>>>

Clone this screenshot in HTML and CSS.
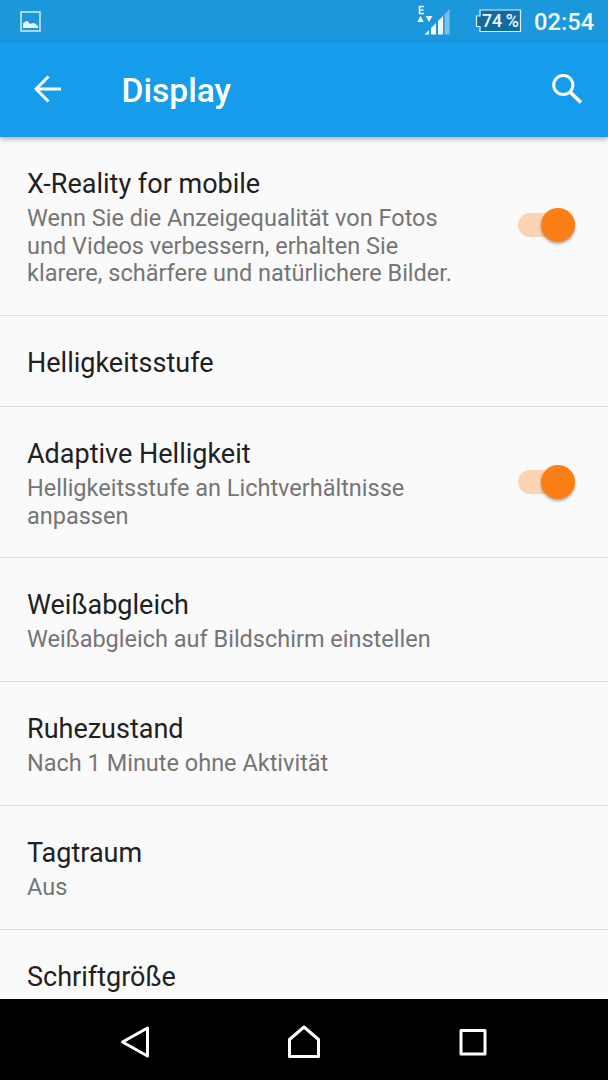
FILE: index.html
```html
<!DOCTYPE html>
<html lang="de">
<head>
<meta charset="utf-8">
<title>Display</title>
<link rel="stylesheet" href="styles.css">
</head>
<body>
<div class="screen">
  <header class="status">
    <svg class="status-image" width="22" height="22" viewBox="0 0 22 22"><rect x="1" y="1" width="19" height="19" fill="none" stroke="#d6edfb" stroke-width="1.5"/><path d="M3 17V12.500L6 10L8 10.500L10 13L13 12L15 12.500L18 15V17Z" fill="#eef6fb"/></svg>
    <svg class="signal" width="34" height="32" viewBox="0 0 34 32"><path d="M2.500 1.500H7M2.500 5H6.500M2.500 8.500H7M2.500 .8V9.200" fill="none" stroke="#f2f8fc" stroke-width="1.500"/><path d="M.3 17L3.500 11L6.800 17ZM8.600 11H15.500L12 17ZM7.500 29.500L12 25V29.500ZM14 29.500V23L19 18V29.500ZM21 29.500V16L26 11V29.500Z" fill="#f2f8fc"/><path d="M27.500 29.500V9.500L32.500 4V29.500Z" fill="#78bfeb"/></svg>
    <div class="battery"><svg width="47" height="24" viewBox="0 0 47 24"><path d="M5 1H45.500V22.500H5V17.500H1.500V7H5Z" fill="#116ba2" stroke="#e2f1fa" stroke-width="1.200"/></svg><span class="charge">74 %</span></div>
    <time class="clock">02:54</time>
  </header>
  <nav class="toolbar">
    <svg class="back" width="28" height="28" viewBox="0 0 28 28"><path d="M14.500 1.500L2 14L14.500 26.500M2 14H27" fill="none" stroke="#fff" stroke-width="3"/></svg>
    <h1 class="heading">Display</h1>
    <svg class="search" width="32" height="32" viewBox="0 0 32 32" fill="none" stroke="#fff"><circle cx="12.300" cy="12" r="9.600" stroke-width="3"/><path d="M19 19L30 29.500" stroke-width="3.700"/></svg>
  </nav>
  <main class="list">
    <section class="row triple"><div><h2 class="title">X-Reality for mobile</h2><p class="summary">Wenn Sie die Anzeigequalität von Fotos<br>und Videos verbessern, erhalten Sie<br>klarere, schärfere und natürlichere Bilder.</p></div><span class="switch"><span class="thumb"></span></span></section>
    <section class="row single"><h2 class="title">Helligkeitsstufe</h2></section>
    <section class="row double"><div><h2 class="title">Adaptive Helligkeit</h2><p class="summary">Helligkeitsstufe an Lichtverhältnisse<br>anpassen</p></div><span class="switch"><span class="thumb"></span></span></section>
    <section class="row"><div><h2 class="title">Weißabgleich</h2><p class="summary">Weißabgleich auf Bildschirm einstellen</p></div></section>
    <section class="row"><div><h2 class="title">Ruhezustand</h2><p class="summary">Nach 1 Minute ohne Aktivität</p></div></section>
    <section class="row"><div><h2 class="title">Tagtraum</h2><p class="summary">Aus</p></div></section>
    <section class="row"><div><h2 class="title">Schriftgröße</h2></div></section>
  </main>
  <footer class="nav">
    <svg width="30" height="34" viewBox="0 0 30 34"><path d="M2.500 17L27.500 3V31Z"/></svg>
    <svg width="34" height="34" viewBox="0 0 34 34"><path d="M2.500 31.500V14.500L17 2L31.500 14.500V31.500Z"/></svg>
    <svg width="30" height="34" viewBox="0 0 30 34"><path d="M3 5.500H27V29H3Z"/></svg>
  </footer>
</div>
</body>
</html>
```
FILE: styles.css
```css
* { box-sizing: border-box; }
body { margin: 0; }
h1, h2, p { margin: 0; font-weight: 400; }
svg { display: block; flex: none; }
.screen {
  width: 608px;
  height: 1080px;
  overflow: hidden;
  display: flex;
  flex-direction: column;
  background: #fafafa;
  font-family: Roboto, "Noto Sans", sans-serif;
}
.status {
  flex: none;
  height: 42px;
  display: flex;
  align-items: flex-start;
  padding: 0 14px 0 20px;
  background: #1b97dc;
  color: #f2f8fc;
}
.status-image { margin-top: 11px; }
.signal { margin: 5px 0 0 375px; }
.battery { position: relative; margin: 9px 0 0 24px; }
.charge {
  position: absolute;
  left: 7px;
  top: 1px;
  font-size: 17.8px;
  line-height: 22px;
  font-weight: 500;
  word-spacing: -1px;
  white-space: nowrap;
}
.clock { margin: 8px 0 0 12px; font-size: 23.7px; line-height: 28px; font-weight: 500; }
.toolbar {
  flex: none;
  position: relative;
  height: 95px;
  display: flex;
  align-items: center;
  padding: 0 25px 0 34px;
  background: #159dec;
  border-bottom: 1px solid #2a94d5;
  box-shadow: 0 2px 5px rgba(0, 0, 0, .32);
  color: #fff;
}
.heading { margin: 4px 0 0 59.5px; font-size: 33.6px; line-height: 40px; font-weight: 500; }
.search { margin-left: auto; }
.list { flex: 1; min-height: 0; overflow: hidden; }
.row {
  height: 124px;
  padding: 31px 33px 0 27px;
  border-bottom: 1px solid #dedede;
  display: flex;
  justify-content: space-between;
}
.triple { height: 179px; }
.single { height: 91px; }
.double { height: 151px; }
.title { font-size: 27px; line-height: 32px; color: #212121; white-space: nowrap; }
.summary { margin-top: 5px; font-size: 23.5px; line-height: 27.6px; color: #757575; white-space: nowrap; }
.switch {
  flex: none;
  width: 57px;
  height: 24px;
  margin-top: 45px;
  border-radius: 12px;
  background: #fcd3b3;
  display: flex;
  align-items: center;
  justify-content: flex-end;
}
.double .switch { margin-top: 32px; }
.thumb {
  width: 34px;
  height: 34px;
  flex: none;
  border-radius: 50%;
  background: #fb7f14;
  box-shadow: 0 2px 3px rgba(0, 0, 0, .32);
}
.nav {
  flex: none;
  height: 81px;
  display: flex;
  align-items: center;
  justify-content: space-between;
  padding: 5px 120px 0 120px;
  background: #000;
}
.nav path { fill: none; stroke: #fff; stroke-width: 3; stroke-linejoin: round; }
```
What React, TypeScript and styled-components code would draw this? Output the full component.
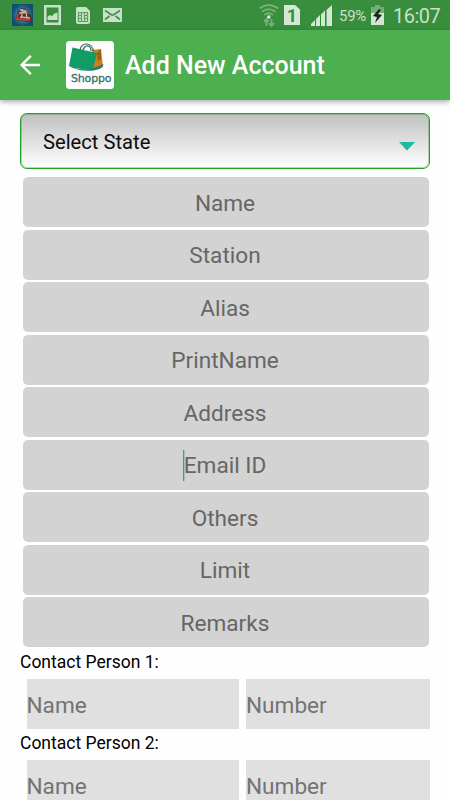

<<<

_YOUR OBJECTIVE_.
Leave images out of the retyped records; keep all else exact.

_THE OUTPUT_.
Clone this screenshot in HTML and CSS.
FILE: index.html
```html
<!DOCTYPE html>
<html lang="de">
<head>
<meta charset="utf-8">
<title>Display</title>
<link rel="stylesheet" href="styles.css">
</head>
<body>
<div class="screen">
  <header class="status">
    <svg class="status-image" width="22" height="22" viewBox="0 0 22 22"><rect x="1" y="1" width="19" height="19" fill="none" stroke="#d6edfb" stroke-width="1.5"/><path d="M3 17V12.500L6 10L8 10.500L10 13L13 12L15 12.500L18 15V17Z" fill="#eef6fb"/></svg>
    <svg class="signal" width="34" height="32" viewBox="0 0 34 32"><path d="M2.500 1.500H7M2.500 5H6.500M2.500 8.500H7M2.500 .8V9.200" fill="none" stroke="#f2f8fc" stroke-width="1.500"/><path d="M.3 17L3.500 11L6.800 17ZM8.600 11H15.500L12 17ZM7.500 29.500L12 25V29.500ZM14 29.500V23L19 18V29.500ZM21 29.500V16L26 11V29.500Z" fill="#f2f8fc"/><path d="M27.500 29.500V9.500L32.500 4V29.500Z" fill="#78bfeb"/></svg>
    <div class="battery"><svg width="47" height="24" viewBox="0 0 47 24"><path d="M5 1H45.500V22.500H5V17.500H1.500V7H5Z" fill="#116ba2" stroke="#e2f1fa" stroke-width="1.200"/></svg><span class="charge">74 %</span></div>
    <time class="clock">02:54</time>
  </header>
  <nav class="toolbar">
    <svg class="back" width="28" height="28" viewBox="0 0 28 28"><path d="M14.500 1.500L2 14L14.500 26.500M2 14H27" fill="none" stroke="#fff" stroke-width="3"/></svg>
    <h1 class="heading">Display</h1>
    <svg class="search" width="32" height="32" viewBox="0 0 32 32" fill="none" stroke="#fff"><circle cx="12.300" cy="12" r="9.600" stroke-width="3"/><path d="M19 19L30 29.500" stroke-width="3.700"/></svg>
  </nav>
  <main class="list">
    <section class="row triple"><div><h2 class="title">X-Reality for mobile</h2><p class="summary">Wenn Sie die Anzeigequalität von Fotos<br>und Videos verbessern, erhalten Sie<br>klarere, schärfere und natürlichere Bilder.</p></div><span class="switch"><span class="thumb"></span></span></section>
    <section class="row single"><h2 class="title">Helligkeitsstufe</h2></section>
    <section class="row double"><div><h2 class="title">Adaptive Helligkeit</h2><p class="summary">Helligkeitsstufe an Lichtverhältnisse<br>anpassen</p></div><span class="switch"><span class="thumb"></span></span></section>
    <section class="row"><div><h2 class="title">Weißabgleich</h2><p class="summary">Weißabgleich auf Bildschirm einstellen</p></div></section>
    <section class="row"><div><h2 class="title">Ruhezustand</h2><p class="summary">Nach 1 Minute ohne Aktivität</p></div></section>
    <section class="row"><div><h2 class="title">Tagtraum</h2><p class="summary">Aus</p></div></section>
    <section class="row"><div><h2 class="title">Schriftgröße</h2></div></section>
  </main>
  <footer class="nav">
    <svg width="30" height="34" viewBox="0 0 30 34"><path d="M2.500 17L27.500 3V31Z"/></svg>
    <svg width="34" height="34" viewBox="0 0 34 34"><path d="M2.500 31.500V14.500L17 2L31.500 14.500V31.500Z"/></svg>
    <svg width="30" height="34" viewBox="0 0 30 34"><path d="M3 5.500H27V29H3Z"/></svg>
  </footer>
</div>
</body>
</html>
```
FILE: styles.css
```css
* { box-sizing: border-box; }
body { margin: 0; }
h1, h2, p { margin: 0; font-weight: 400; }
svg { display: block; flex: none; }
.screen {
  width: 608px;
  height: 1080px;
  overflow: hidden;
  display: flex;
  flex-direction: column;
  background: #fafafa;
  font-family: Roboto, "Noto Sans", sans-serif;
}
.status {
  flex: none;
  height: 42px;
  display: flex;
  align-items: flex-start;
  padding: 0 14px 0 20px;
  background: #1b97dc;
  color: #f2f8fc;
}
.status-image { margin-top: 11px; }
.signal { margin: 5px 0 0 375px; }
.battery { position: relative; margin: 9px 0 0 24px; }
.charge {
  position: absolute;
  left: 7px;
  top: 1px;
  font-size: 17.8px;
  line-height: 22px;
  font-weight: 500;
  word-spacing: -1px;
  white-space: nowrap;
}
.clock { margin: 8px 0 0 12px; font-size: 23.7px; line-height: 28px; font-weight: 500; }
.toolbar {
  flex: none;
  position: relative;
  height: 95px;
  display: flex;
  align-items: center;
  padding: 0 25px 0 34px;
  background: #159dec;
  border-bottom: 1px solid #2a94d5;
  box-shadow: 0 2px 5px rgba(0, 0, 0, .32);
  color: #fff;
}
.heading { margin: 4px 0 0 59.5px; font-size: 33.6px; line-height: 40px; font-weight: 500; }
.search { margin-left: auto; }
.list { flex: 1; min-height: 0; overflow: hidden; }
.row {
  height: 124px;
  padding: 31px 33px 0 27px;
  border-bottom: 1px solid #dedede;
  display: flex;
  justify-content: space-between;
}
.triple { height: 179px; }
.single { height: 91px; }
.double { height: 151px; }
.title { font-size: 27px; line-height: 32px; color: #212121; white-space: nowrap; }
.summary { margin-top: 5px; font-size: 23.5px; line-height: 27.6px; color: #757575; white-space: nowrap; }
.switch {
  flex: none;
  width: 57px;
  height: 24px;
  margin-top: 45px;
  border-radius: 12px;
  background: #fcd3b3;
  display: flex;
  align-items: center;
  justify-content: flex-end;
}
.double .switch { margin-top: 32px; }
.thumb {
  width: 34px;
  height: 34px;
  flex: none;
  border-radius: 50%;
  background: #fb7f14;
  box-shadow: 0 2px 3px rgba(0, 0, 0, .32);
}
.nav {
  flex: none;
  height: 81px;
  display: flex;
  align-items: center;
  justify-content: space-between;
  padding: 5px 120px 0 120px;
  background: #000;
}
.nav path { fill: none; stroke: #fff; stroke-width: 3; stroke-linejoin: round; }
```
What React, TypeScript and styled-components code would draw this? Output the full component.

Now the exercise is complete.